Both green and hawksbill turtles nest on Pom Pom's beaches, making the island one of six nesting sites among the northeast Semporna islands. Green turtles nest year-round, with peak activity from May to September. Hawksbills nest in smaller numbers but are regularly seen on the reef, territorial creatures with favored spots at the lobster wall, the north tip, and a site called Magic Rocks. Conservation on the island is practical rather than bureaucratic. The two dive resorts and the Tropical Research and Conservation Centre work to reduce fishing pressure, and TRACC's volunteers replant damaged reef sections, coral fragment by coral fragment. The northeast side of the island is eroding, and Pom Pom Island Resort has constructed a sea wall at the high-tide line to stabilize the shoreline. It is the kind of small-scale intervention that reveals how precarious a two-meter-high island's existence really is.
Pom Pom's remoteness is part of its appeal and part of its vulnerability. There is no public transport to the island; resorts ferry their own guests, and the boat ride from Semporna takes 35 to 60 minutes. Both Pom Pom and nearby Mataking were featured in the 1998 season of Expedition Robinson, the Swedish reality show known internationally as Survivor.

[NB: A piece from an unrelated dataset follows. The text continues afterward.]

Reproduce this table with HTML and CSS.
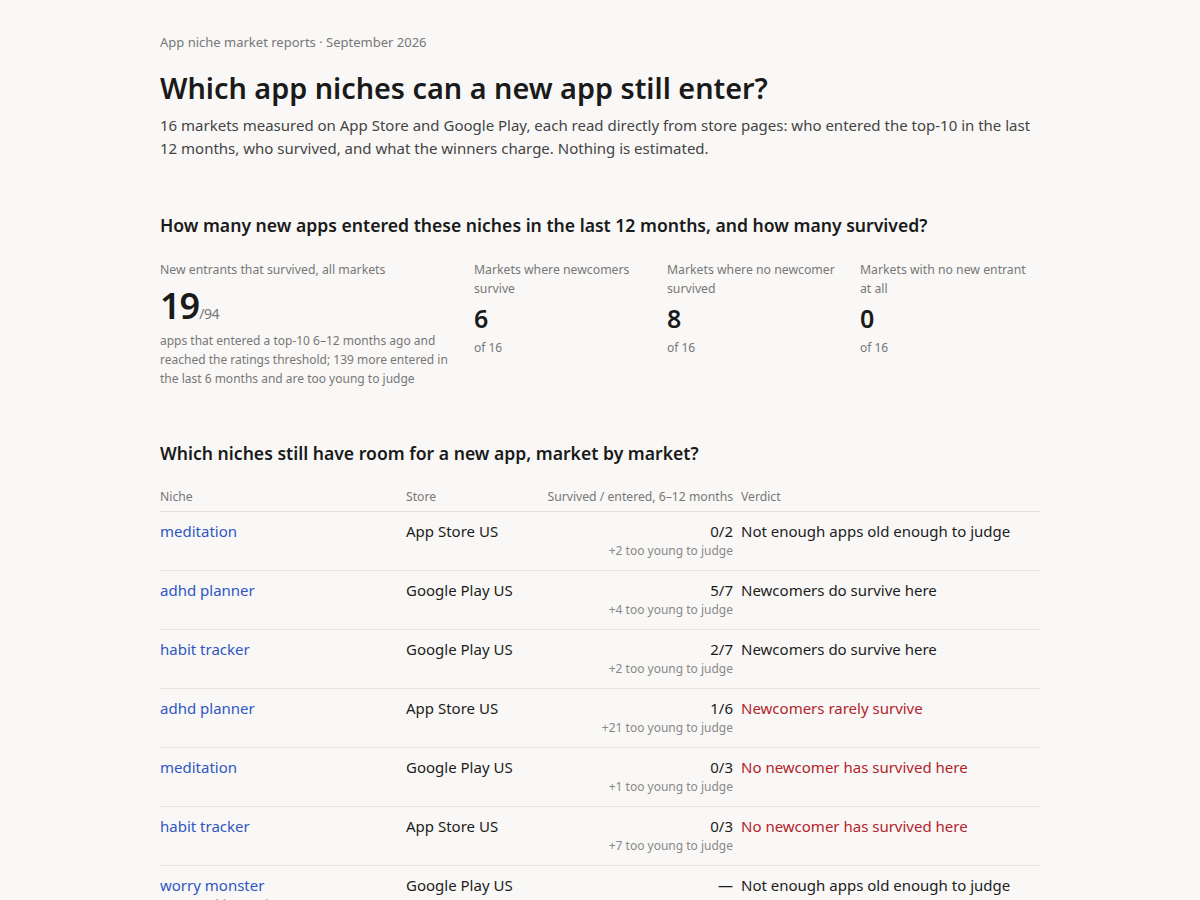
FILE: index.html
```html
<!DOCTYPE html>
<html lang="en">
<head>
<meta charset="utf-8">
<title>Which app niches can a new app still enter?</title>
<link rel="stylesheet" href="styles.css">
</head>
<body>
<main class="page">
  <header class="intro">
    <p class="eyebrow">App niche market reports · September 2026</p>
    <h1 class="title">Which app niches can a new app still enter?</h1>
    <p class="lede">16 markets measured on App Store and Google Play, each read directly from store pages: who entered the top-10 in the last 12 months, who survived, and what the winners charge. Nothing is estimated.</p>
  </header>

  <section class="section">
    <h2 class="section-title">How many new apps entered these niches in the last 12 months, and how many survived?</h2>
    <div class="stats">
      <div class="stat">
        <div class="stat-label">New entrants that survived, all markets</div>
        <div class="stat-big">19<span class="stat-of">/94</span></div>
        <div class="stat-note">apps that entered a top-10 6–12 months ago and reached the ratings threshold; 139 more entered in the last 6 months and are too young to judge</div>
      </div>
      <div class="stat">
        <div class="stat-label">Markets where newcomers survive</div>
        <div class="stat-num">6</div>
        <div class="stat-note">of 16</div>
      </div>
      <div class="stat">
        <div class="stat-label">Markets where no newcomer survived</div>
        <div class="stat-num">8</div>
        <div class="stat-note">of 16</div>
      </div>
      <div class="stat">
        <div class="stat-label">Markets with no new entrant at all</div>
        <div class="stat-num">0</div>
        <div class="stat-note">of 16</div>
      </div>
    </div>
  </section>

  <section class="section">
    <h2 class="section-title">Which niches still have room for a new app, market by market?</h2>
    <table class="markets">
      <colgroup>
        <col class="c-niche"><col class="c-store"><col class="c-surv"><col class="c-verdict">
      </colgroup>
      <thead>
        <tr><th>Niche</th><th>Store</th><th class="num">Survived / entered, 6–12 months</th><th>Verdict</th></tr>
      </thead>
      <tbody>
        <tr><td><a href="#" class="niche">meditation</a></td><td>App Store US</td><td class="num">0/2<span class="sub">+2 too young to judge</span></td><td>Not enough apps old enough to judge</td></tr>
        <tr><td><a href="#" class="niche">adhd planner</a></td><td>Google Play US</td><td class="num">5/7<span class="sub">+4 too young to judge</span></td><td>Newcomers do survive here</td></tr>
        <tr><td><a href="#" class="niche">habit tracker</a></td><td>Google Play US</td><td class="num">2/7<span class="sub">+2 too young to judge</span></td><td>Newcomers do survive here</td></tr>
        <tr><td><a href="#" class="niche">adhd planner</a></td><td>App Store US</td><td class="num">1/6<span class="sub">+21 too young to judge</span></td><td class="bad">Newcomers rarely survive</td></tr>
        <tr><td><a href="#" class="niche">meditation</a></td><td>Google Play US</td><td class="num">0/3<span class="sub">+1 too young to judge</span></td><td class="bad">No newcomer has survived here</td></tr>
        <tr><td><a href="#" class="niche">habit tracker</a></td><td>App Store US</td><td class="num">0/3<span class="sub">+7 too young to judge</span></td><td class="bad">No newcomer has survived here</td></tr>
        <tr><td><a href="#" class="niche">worry monster</a><span class="sub">no apps old enough</span></td><td>Google Play US</td><td class="num">—</td><td>Not enough apps old enough to judge</td></tr>
        <tr><td><a href="#" class="niche">sleep sounds</a></td><td>App Store US</td><td class="num">3/8<span class="sub">+9 too young to judge</span></td><td>Newcomers do survive here</td></tr>
      </tbody>
    </table>
  </section>
</main>
</body>
</html>
```

FILE: styles.css
```css
html, body {
  margin: 0;
  padding: 0;
  background: #f9f8f6;
}
body {
  font-family: "Noto Sans", "Open Sans", "DejaVu Sans", sans-serif;
  color: #1c1c1c;
}
.page {
  width: 880px;
  margin: 0 auto;
  padding: 32px 0 40px;
}
.eyebrow {
  margin: 0;
  font-size: 13px;
  line-height: 20px;
  color: #777;
}
.title {
  margin: 17px 0 0;
  font-size: 28.8px;
  line-height: 38px;
  font-weight: 600;
  color: #1a1a1a;
}
.lede {
  margin: 7px 0 0;
  font-size: 15px;
  line-height: 23px;
  color: #444;
}
.section {
  margin-top: 52px;
}
.section-title {
  margin: 0;
  font-size: 17.6px;
  line-height: 26px;
  font-weight: 600;
  color: #1a1a1a;
}
.stats {
  display: grid;
  grid-template-columns: 290px 169px 169px 1fr;
  column-gap: 24px;
  margin-top: 22px;
}
.stat-label {
  font-size: 12.25px;
  line-height: 19px;
  color: #777;
}
.stat-big {
  margin-top: 10px;
  font-size: 36px;
  line-height: 34px;
  font-weight: 600;
  color: #1a1a1a;
  letter-spacing: -1px;
}
.stat-of {
  font-size: 14px;
  font-weight: 400;
  color: #777;
  letter-spacing: -0.5px;
}
.stat-num {
  margin-top: 4px;
  font-size: 25px;
  line-height: 32px;
  font-weight: 600;
  color: #1a1a1a;
}
.stat-note {
  margin-top: 4px;
  font-size: 12px;
  line-height: 19px;
  color: #777;
}
.stat:first-child .stat-note {
  margin-top: 0;
}
.markets {
  width: 100%;
  margin-top: 21px;
  border-collapse: collapse;
  table-layout: fixed;
}
.c-niche { width: 246px; }
.c-store { width: 135px; }
.c-surv { width: 200px; }
.markets th {
  text-align: left;
  font-size: 12.2px;
  line-height: 19px;
  font-weight: 400;
  color: #777;
  padding: 0 8px 5px 0;
  border-bottom: 1px solid #e3e1dd;
  white-space: nowrap;
}
.markets td {
  vertical-align: top;
  font-size: 15px;
  line-height: 22px;
  color: #1c1c1c;
  padding: 8px 8px 9px 0;
  border-bottom: 1px solid #e8e6e2;
  height: 41px;
}
.markets .num {
  text-align: right;
}
.markets td.num { white-space: nowrap; }
.niche {
  color: #2f56c2;
  text-decoration: none;
}
.sub {
  display: block;
  margin-top: -1px;
  font-size: 12px;
  line-height: 20px;
  color: #888;
}
.markets td.bad { color: #b3232b; }
```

But the island made darker headlines in November 2013, when Abu Sayyaf militants raided a resort, killing a Taiwanese tourist and kidnapping his wife. She was taken to the Sulu Archipelago in the southern Philippines before being rescued. The attack was a stark reminder that these beautiful, remote waters sit at the intersection of multiple national boundaries and long-standing regional tensions. Security has since increased across eastern Sabah, but the geography remains what it has always been: a scattering of islands in contested seas.
Located at approximately 4.60N, 118.86E in the Celebes Sea, roughly 30 km northeast of Semporna, Sabah. The island is visible from altitude as a small, densely vegetated sand island with a clearly defined reef ring. Nearby islands include Mataking and Kalapuan. Nearest airport is Tawau Airport (WBKW), approximately 90 km to the south. The Tun Sakaran Marine Park islands are visible to the west. Best viewed at 3,000-5,000 feet to see the reef structure and surrounding deep water.